◆ WHAT YOU HAVE TO DO
Restate each line of the listing exactly, without carrying over any pictures.

◆ MATERIAL
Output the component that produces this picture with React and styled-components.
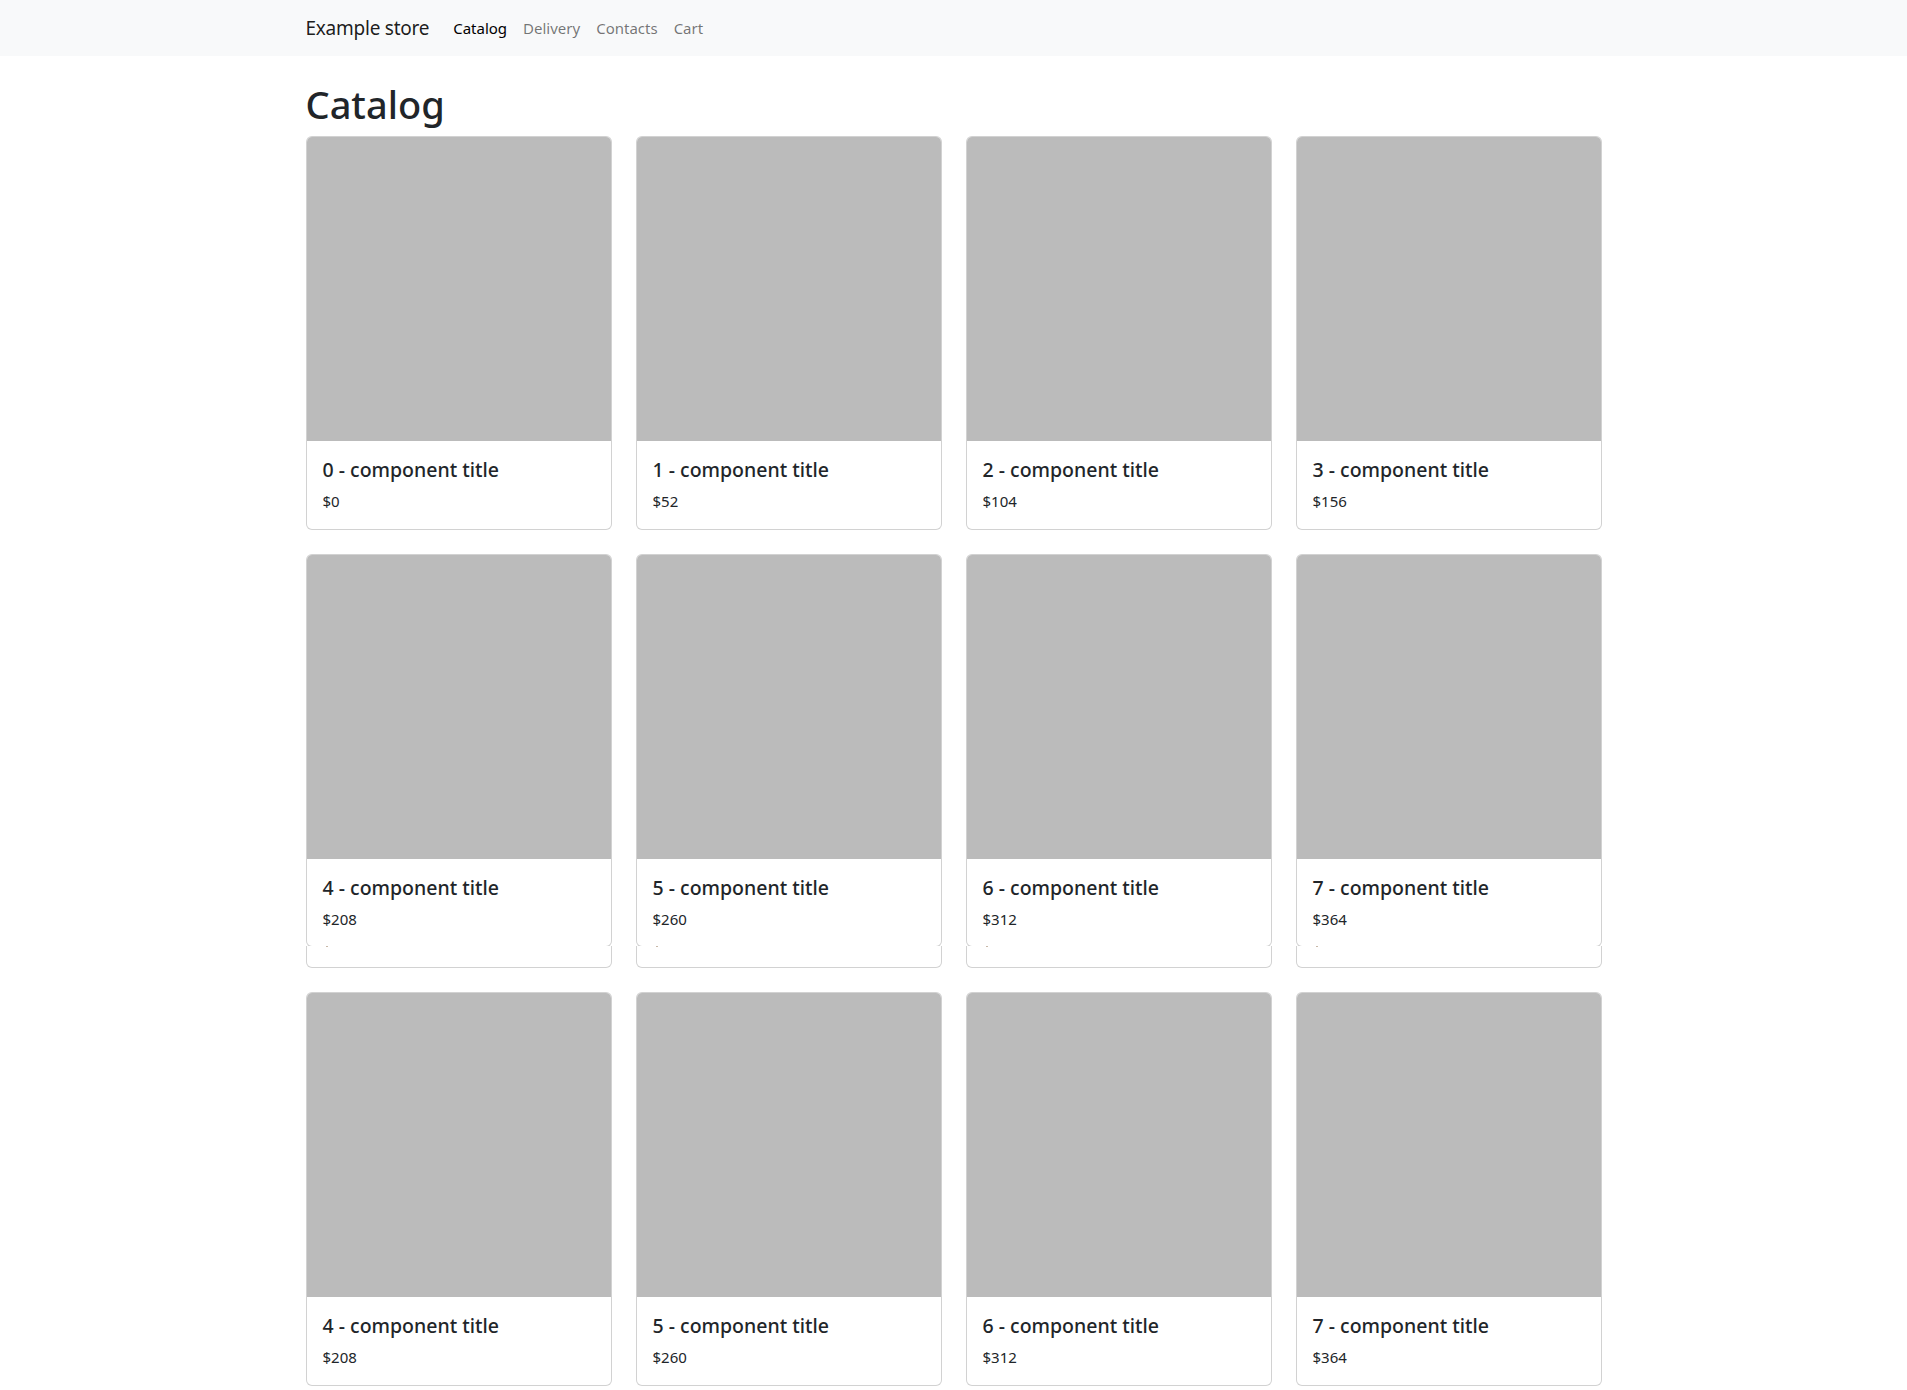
import styled, { createGlobalStyle } from "styled-components";

const GlobalStyle = createGlobalStyle`
  *, *::before, *::after { box-sizing: border-box; }
  body {
    margin: 0;
    font-family: "Segoe UI", "Noto Sans", "Open Sans", sans-serif;
    font-size: 16px;
    line-height: 1.5;
    color: #212529;
    background: #fff;
  }
`;

const Navbar = styled.nav`
  background-color: #f8f9fa;
  padding: 8px 0;
`;

const Container = styled.div`
  max-width: 1320px;
  margin: 0 auto;
  padding: 0 12px;
  display: ${(props) => (props.$flex ? "flex" : "block")};
  align-items: center;
`;

const Brand = styled.a`
  font-size: 19px;
  letter-spacing: -0.25px;
  padding: 5px 0;
  margin-right: 16px;
  color: rgba(0, 0, 0, 0.9);
  text-decoration: none;
  line-height: 30px;
`;

const NavList = styled.ul`
  display: flex;
  list-style: none;
  margin: 0;
  padding: 0;
`;

const NavLink = styled.a`
  display: block;
  padding: 8px;
  color: ${(props) => (props.$active ? "rgba(0, 0, 0, 1)" : "rgba(0, 0, 0, 0.55)")};
  text-decoration: none;
  font-size: 15px;
  line-height: 24px;
`;

const Title = styled.h1`
  font-size: 38px;
  font-weight: 500;
  line-height: 48px;
  margin: 24px 0 8px;
`;

const Grid = styled.div`
  display: grid;
  grid-template-columns: repeat(4, 1fr);
  gap: 24px;
  padding-bottom: 24px;
`;

const Item = styled.div`
  display: flex;
  flex-direction: column;
`;

const Card = styled.div`
  background: #fff;
  border: 1px solid rgba(0, 0, 0, 0.175);
  border-radius: 6px;
  overflow: hidden;
`;

const Thumb = styled.div`
  aspect-ratio: 1 / 1;
  background: #bbbbbb;
`;

const CardBody = styled.div`
  padding: 17px 16px 16px;
`;

const CardTitle = styled.h5`
  margin: 0 0 8px;
  font-size: 19.5px;
  font-weight: 500;
  line-height: 24px;
`;

const Price = styled.p`
  margin: 0;
  font-size: 15px;
  line-height: 22.5px;
`;

const Tail = styled.div`
  position: relative;
  margin-top: -1px;
  height: 22px;
  background: #fff;
  border: 1px solid rgba(0, 0, 0, 0.175);
  border-top: none;
  border-radius: 0 0 6px 6px;
  padding-left: 19px;
`;

const Dot = styled.span`
  display: block;
  width: 2px;
  height: 1px;
  background: #c8b8a8;
`;

const rows = [
  [0, 1, 2, 3],
  [4, 5, 6, 7],
  [4, 5, 6, 7],
];

function ProductCard({ n, tail }) {
  return (
    <Item>
      <Card>
        <Thumb />
        <CardBody>
          <CardTitle>{n} - component title</CardTitle>
          <Price>${n * 52}</Price>
        </CardBody>
      </Card>
      {tail && (
        <Tail>
          <Dot />
        </Tail>
      )}
    </Item>
  );
}

export default function App() {
  return (
    <>
      <GlobalStyle />
      <Navbar>
        <Container $flex>
          <Brand href="#">Example store</Brand>
          <NavList>
            <li><NavLink $active href="#">Catalog</NavLink></li>
            <li><NavLink href="#">Delivery</NavLink></li>
            <li><NavLink href="#">Contacts</NavLink></li>
            <li><NavLink href="#">Cart</NavLink></li>
          </NavList>
        </Container>
      </Navbar>
      <Container>
        <Title>Catalog</Title>
        <Grid>
          {rows.map((row, r) =>
            row.map((n) => <ProductCard key={`${r}-${n}`} n={n} tail={r === 1} />)
          )}
        </Grid>
      </Container>
    </>
  );
}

◆ EXERCISE OUTPUT
Output the component that produces this picture with React and styled-components.
import styled, { createGlobalStyle } from "styled-components";

const GlobalStyle = createGlobalStyle`
  *, *::before, *::after { box-sizing: border-box; }
  body {
    margin: 0;
    font-family: "Segoe UI", "Noto Sans", "Open Sans", sans-serif;
    font-size: 16px;
    line-height: 1.5;
    color: #212529;
    background: #fff;
  }
`;

const Navbar = styled.nav`
  background-color: #f8f9fa;
  padding: 8px 0;
`;

const Container = styled.div`
  max-width: 1320px;
  margin: 0 auto;
  padding: 0 12px;
  display: ${(props) => (props.$flex ? "flex" : "block")};
  align-items: center;
`;

const Brand = styled.a`
  font-size: 19px;
  letter-spacing: -0.25px;
  padding: 5px 0;
  margin-right: 16px;
  color: rgba(0, 0, 0, 0.9);
  text-decoration: none;
  line-height: 30px;
`;

const NavList = styled.ul`
  display: flex;
  list-style: none;
  margin: 0;
  padding: 0;
`;

const NavLink = styled.a`
  display: block;
  padding: 8px;
  color: ${(props) => (props.$active ? "rgba(0, 0, 0, 1)" : "rgba(0, 0, 0, 0.55)")};
  text-decoration: none;
  font-size: 15px;
  line-height: 24px;
`;

const Title = styled.h1`
  font-size: 38px;
  font-weight: 500;
  line-height: 48px;
  margin: 24px 0 8px;
`;

const Grid = styled.div`
  display: grid;
  grid-template-columns: repeat(4, 1fr);
  gap: 24px;
  padding-bottom: 24px;
`;

const Item = styled.div`
  display: flex;
  flex-direction: column;
`;

const Card = styled.div`
  background: #fff;
  border: 1px solid rgba(0, 0, 0, 0.175);
  border-radius: 6px;
  overflow: hidden;
`;

const Thumb = styled.div`
  aspect-ratio: 1 / 1;
  background: #bbbbbb;
`;

const CardBody = styled.div`
  padding: 17px 16px 16px;
`;

const CardTitle = styled.h5`
  margin: 0 0 8px;
  font-size: 19.5px;
  font-weight: 500;
  line-height: 24px;
`;

const Price = styled.p`
  margin: 0;
  font-size: 15px;
  line-height: 22.5px;
`;

const Tail = styled.div`
  position: relative;
  margin-top: -1px;
  height: 22px;
  background: #fff;
  border: 1px solid rgba(0, 0, 0, 0.175);
  border-top: none;
  border-radius: 0 0 6px 6px;
  padding-left: 19px;
`;

const Dot = styled.span`
  display: block;
  width: 2px;
  height: 1px;
  background: #c8b8a8;
`;

const rows = [
  [0, 1, 2, 3],
  [4, 5, 6, 7],
  [4, 5, 6, 7],
];

function ProductCard({ n, tail }) {
  return (
    <Item>
      <Card>
        <Thumb />
        <CardBody>
          <CardTitle>{n} - component title</CardTitle>
          <Price>${n * 52}</Price>
        </CardBody>
      </Card>
      {tail && (
        <Tail>
          <Dot />
        </Tail>
      )}
    </Item>
  );
}

export default function App() {
  return (
    <>
      <GlobalStyle />
      <Navbar>
        <Container $flex>
          <Brand href="#">Example store</Brand>
          <NavList>
            <li><NavLink $active href="#">Catalog</NavLink></li>
            <li><NavLink href="#">Delivery</NavLink></li>
            <li><NavLink href="#">Contacts</NavLink></li>
            <li><NavLink href="#">Cart</NavLink></li>
          </NavList>
        </Container>
      </Navbar>
      <Container>
        <Title>Catalog</Title>
        <Grid>
          {rows.map((row, r) =>
            row.map((n) => <ProductCard key={`${r}-${n}`} n={n} tail={r === 1} />)
          )}
        </Grid>
      </Container>
    </>
  );
}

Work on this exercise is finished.